Inside, three gigantic stages run parallel to the majestic Mississippi River, as an envious Arkansas watches all the fun from across the water. As I walk further into the grounds, the footpath transforms from cement to dirt and finally to mud. The heavy, wet air of the Mississippi mixes with the lingering scent of Black & Milds, light weed smokeage and the distinct aroma of fried food. That smell wafts from tents near the stages, where vendors are serving up local delicacies like gator on a stick, bourbon chicken and medieval-sized drumsticks.

The energy is playful and fun. Children chase one another past elderly couples wandering hand in hand. Mothers and daughters bond on blankets at the back, listening to Paul Simon as they clink with cold Bud Lights. Mud is flung through the sky as teenagers jump around the pit while Meghan Trainor belts out their favourite tunes. Everyone seems to be there for their own reasons, and yet somehow they all seem connected. While at one stage you see three generations swaying back and forth to Neil Young, you can walk one stage over to catch Yo Gotti, a hometown hero back for a big performance on his old stomping ground, performing to an eclectic crowd of booty-shakers throwing up their hands to the beat.

Not in the mood for a big crowd? You’re covered. Stop by the Blues Shack, hidden between towering stages, for a more intimate experience. Here you might see local blues veteran Leo Bud Welch sitting alone on a stool with a guitar and harmonica. He’ll destroy you with his painfully brilliant music.

Variety of performances aside, another home run for the organisers of this unique spring festival is its affordability. For seasoned festival-goers, a weekend of music can be upwards of a thousand dollars (sorry, did someone say Coachella?). Yet at BSMF, even music aficionados working hard just to rub two coins together can gather the funds to join friends and family for a truly enjoyable three days of memory making. Food is affordable, beer is comparatively cheap, and sponsors like Rockstar, Fireball and Marlboro hand out free products all weekend. Vices? Check.

Another huge bonus is the fact you can come and go as you wish, a privilege seldom found at other festivals of this size. The boisterous, dangerous (in a good way) bedlam of Beale Street is no more than a short jaunt away.

Speaking of which, it’s time to jump into the fray.

The final act of the night has played its encore, and an ocean of smiling strangers begins its exodus to chapter two of the night’s festivities: the after party.
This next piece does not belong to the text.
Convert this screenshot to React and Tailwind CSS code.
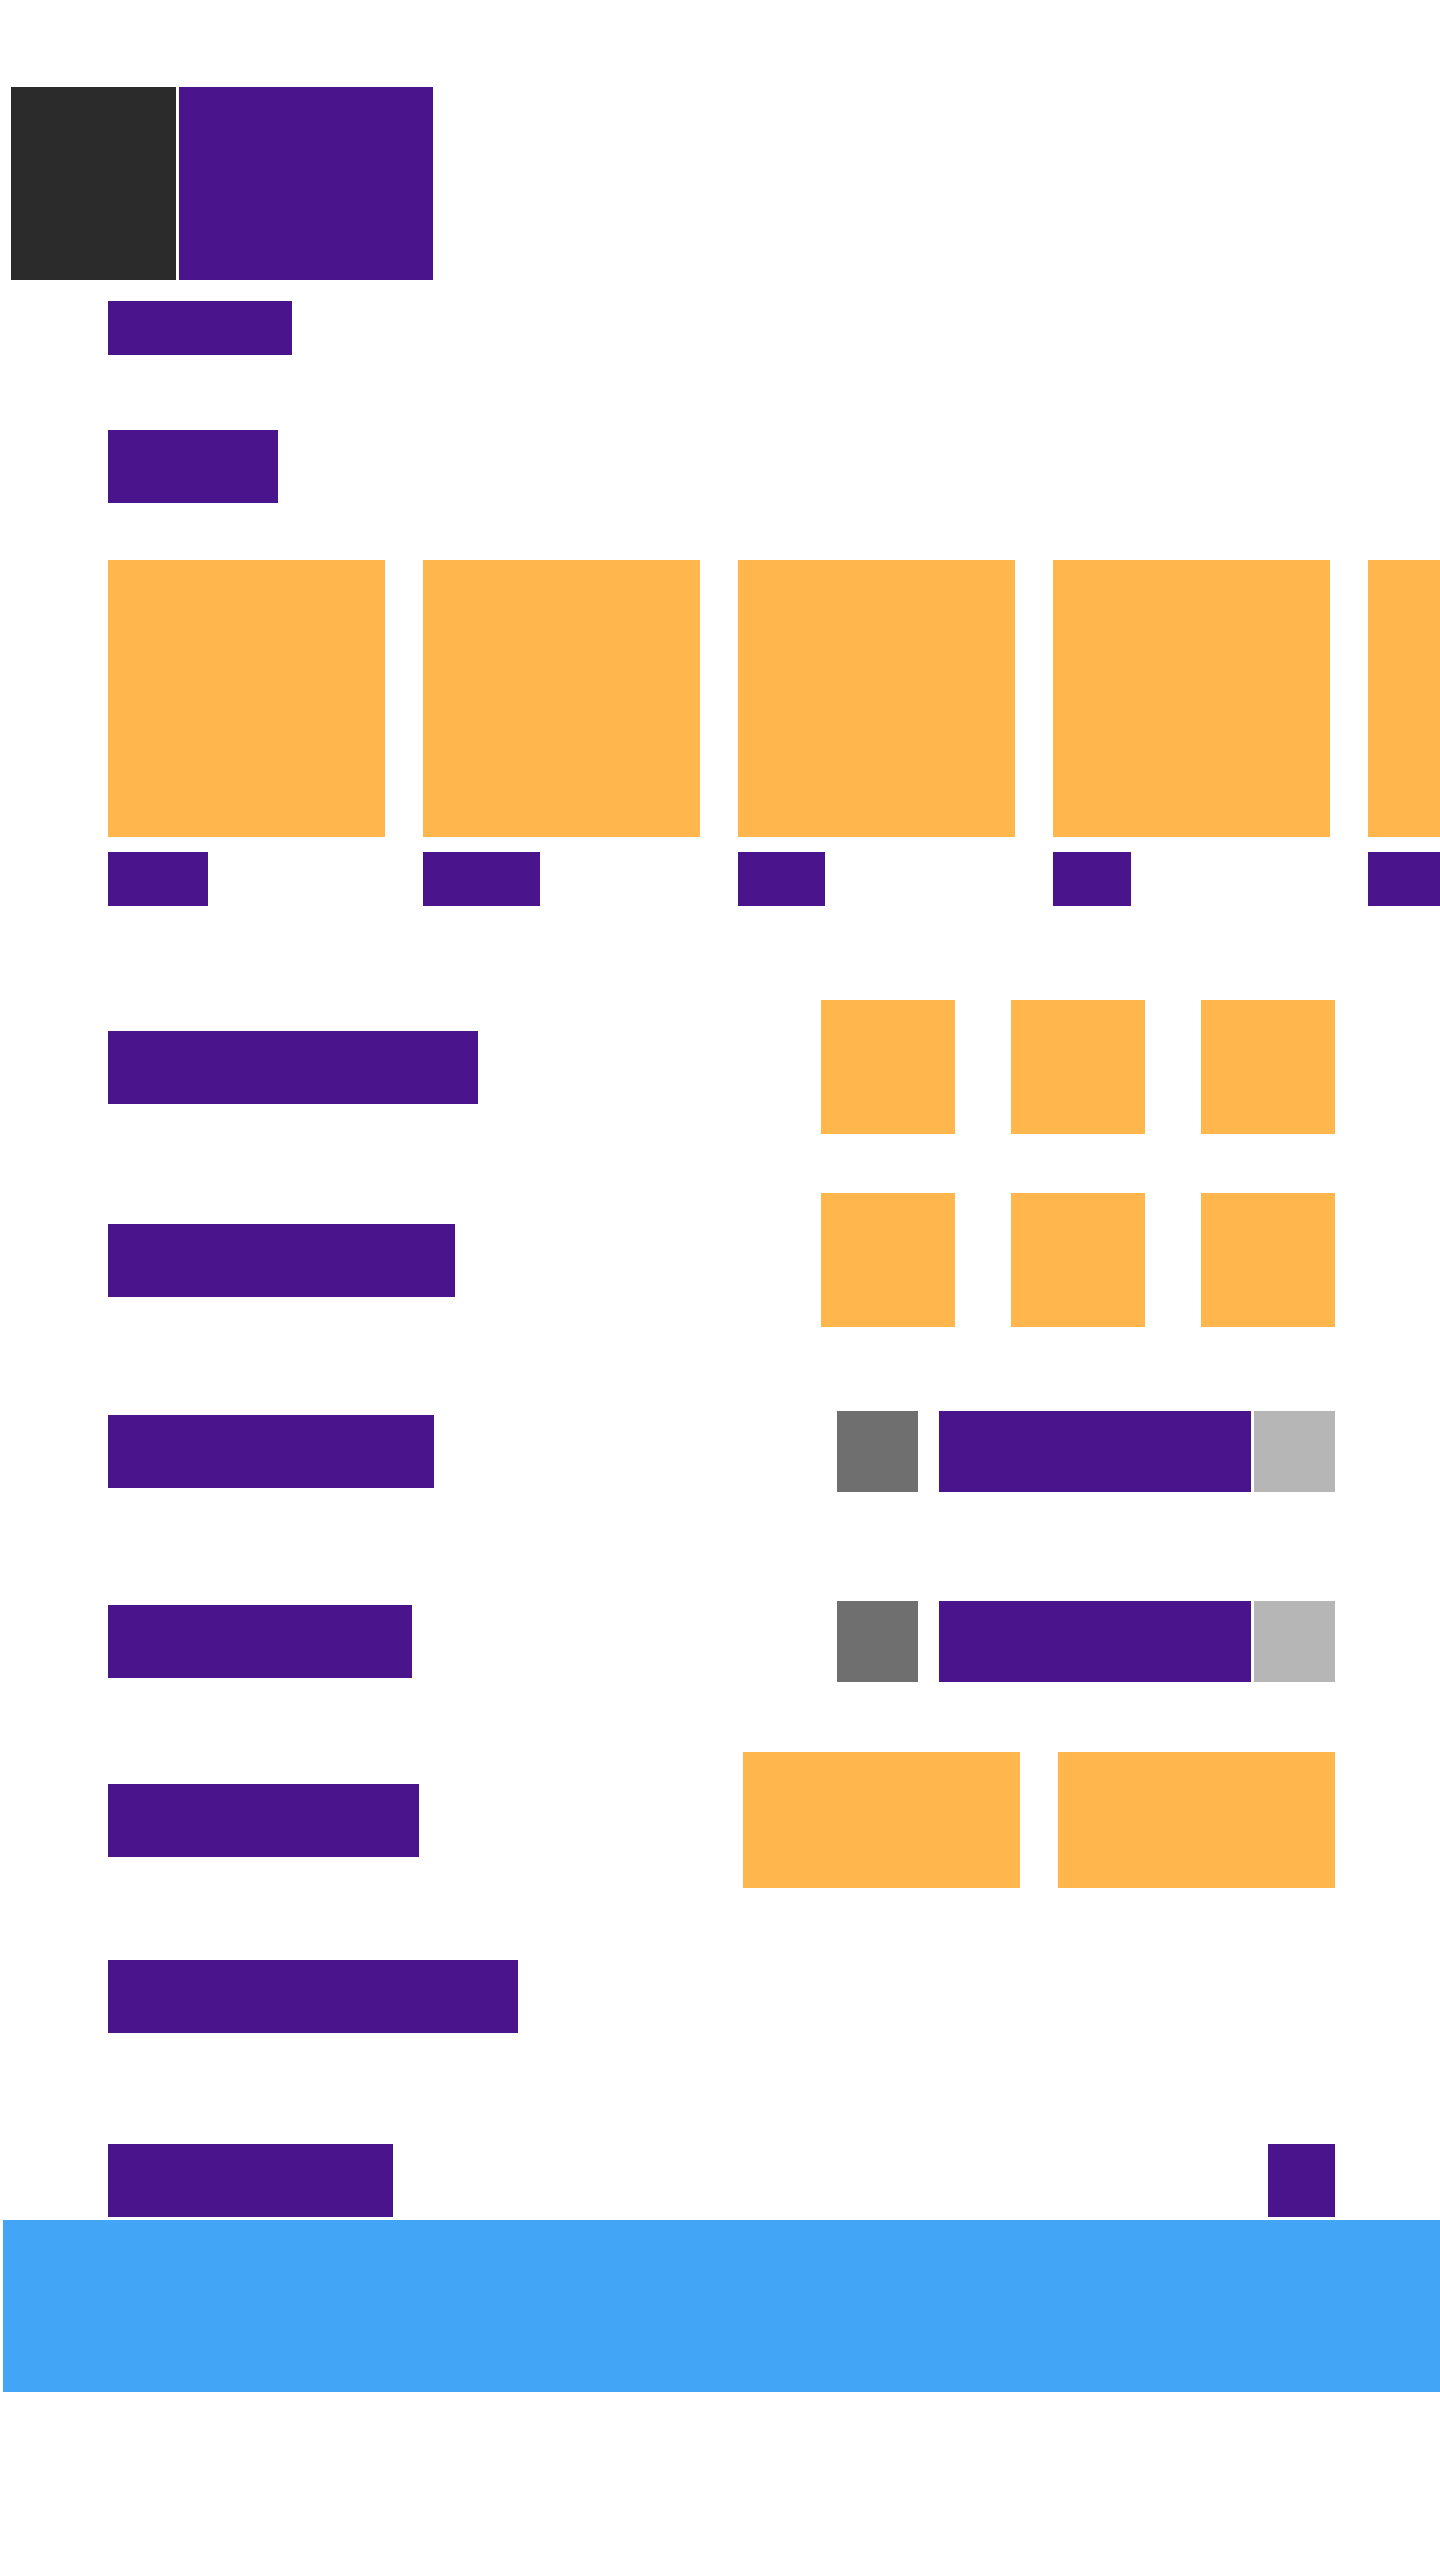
export default function App() {
  const labels = [100, 117, 87, 78, 100];
  return (
    <div className="w-[1440px] min-h-[2560px] bg-white overflow-hidden flex flex-col pt-[87px]">
      <header className="flex pl-[11px] gap-[3px]">
        <div className="w-[165px] h-[193px] bg-[#2b2b2b]" />
        <div className="w-[254px] h-[193px] bg-[#4a148c]" />
      </header>
      <main className="flex flex-col pl-[108px] pr-[105px]">
        <div className="mt-[21px] w-[184px] h-[54px] bg-[#4a148c]" />
        <div className="mt-[75px] w-[170px] h-[73px] bg-[#4a148c]" />
        <div className="mt-[57px] -mr-[105px] flex gap-[38px] overflow-hidden">
          {labels.map((w, i) => (
            <div key={i} className="flex flex-col shrink-0 w-[277px]">
              <div className="w-[277px] h-[277px] bg-[#ffb74d]" />
              <div className="mt-[15px] h-[54px] bg-[#4a148c]" style={{ width: w }} />
            </div>
          ))}
        </div>
        <div className="mt-[94px] h-[134px] flex items-center justify-between">
          <div className="w-[370px] h-[73px] bg-[#4a148c]" />
          <div className="flex gap-[56px]">
            <div className="w-[134px] h-[134px] bg-[#ffb74d]" />
            <div className="w-[134px] h-[134px] bg-[#ffb74d]" />
            <div className="w-[134px] h-[134px] bg-[#ffb74d]" />
          </div>
        </div>
        <div className="mt-[59px] h-[134px] flex items-center justify-between">
          <div className="w-[347px] h-[73px] bg-[#4a148c]" />
          <div className="flex gap-[56px]">
            <div className="w-[134px] h-[134px] bg-[#ffb74d]" />
            <div className="w-[134px] h-[134px] bg-[#ffb74d]" />
            <div className="w-[134px] h-[134px] bg-[#ffb74d]" />
          </div>
        </div>
        <div className="mt-[84px] h-[81px] flex items-center justify-between">
          <div className="w-[326px] h-[73px] bg-[#4a148c]" />
          <div className="flex">
            <div className="w-[81px] h-[81px] bg-[#6f6f6f]" />
            <div className="ml-[21px] w-[312px] h-[81px] bg-[#4a148c]" />
            <div className="ml-[3px] w-[81px] h-[81px] bg-[#b6b6b6]" />
          </div>
        </div>
        <div className="mt-[109px] h-[81px] flex items-center justify-between">
          <div className="w-[304px] h-[73px] bg-[#4a148c]" />
          <div className="flex">
            <div className="w-[81px] h-[81px] bg-[#6f6f6f]" />
            <div className="ml-[21px] w-[312px] h-[81px] bg-[#4a148c]" />
            <div className="ml-[3px] w-[81px] h-[81px] bg-[#b6b6b6]" />
          </div>
        </div>
        <div className="mt-[70px] h-[136px] flex items-center justify-between">
          <div className="w-[311px] h-[73px] bg-[#4a148c]" />
          <div className="flex gap-[38px]">
            <div className="w-[277px] h-[136px] bg-[#ffb74d]" />
            <div className="w-[277px] h-[136px] bg-[#ffb74d]" />
          </div>
        </div>
        <div className="mt-[72px] h-[73px] flex items-center">
          <div className="w-[410px] h-[73px] bg-[#4a148c]" />
        </div>
        <div className="mt-[111px] h-[73px] flex items-center justify-between">
          <div className="w-[285px] h-[73px] bg-[#4a148c]" />
          <div className="w-[67px] h-[73px] bg-[#4a148c]" />
        </div>
      </main>
      <footer className="mt-[3px] ml-[3px] h-[172px] bg-[#42a5f5]" />
    </div>
  );
}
As I trudge up a small hill with my fellow carousers, the dreamlike neon playground of debauchery that is Memphis’s Beale Street shows its seductive face on the not-so-distant horizon.

Armed with my press pass, I embark on the noble mission of exploring all 42 music-filled drinking establishments they’ve managed to cram into these three bacchanalian blocks. I do this for you, and your benefit alone. Yes, I know, you’re welcome.

To give a full rundown of this street would take a lifetime, and three extra kidneys. But here’s the skinny: relatively new but notably fun, the Tin Roof boasts two levels that open up to a main stage. With two separate bars on each level and twerk music videos playing on all screens, it attracts a young crowd there for one thing and one thing only: the inevitable hangover.

The historic, two-storey Jerry Lee Lewis has something for everyone. Veer right at the entrance and visit Keith downstairs for a drink and some history. This bartender has witnessed 20 years of music and drunkenness behind his bar, which serves the stage where stars are born. This is a real local spot where, until 5am, the drinks flow constantly and live music from aspiring artists plays. What is special about this place is its dynamic. Where there’s an unexpected amount of culture in this particular room, I walk across the hall to the other ground-floor bar where I proceed to meet a young man named Neebs, who wastes no time sharing his newly tattooed shoulder bearing a monkey fingering its own arsehole. I take my beer upstairs to where the music thumps faster than my heart rate and from where I can watch the chaos below.

If you’re feeling bluesy, Daisyland is the place to go. Converted from Beale Street’s old movie theatre, it’s here you can see one of the world’s top 100 DJs every month – it’s your one-stop shop for the Dirty South club scene. VIP areas with bottle service and plenty of wiggle room rest in the middle of a gigantic dance floor with a good view of the stage no matter where you stand. The mezzanine is still intact upstairs, and it happens to be the place to go if you want some privacy from prying eyes. Remember though, what has been witnessed cannot be unseen.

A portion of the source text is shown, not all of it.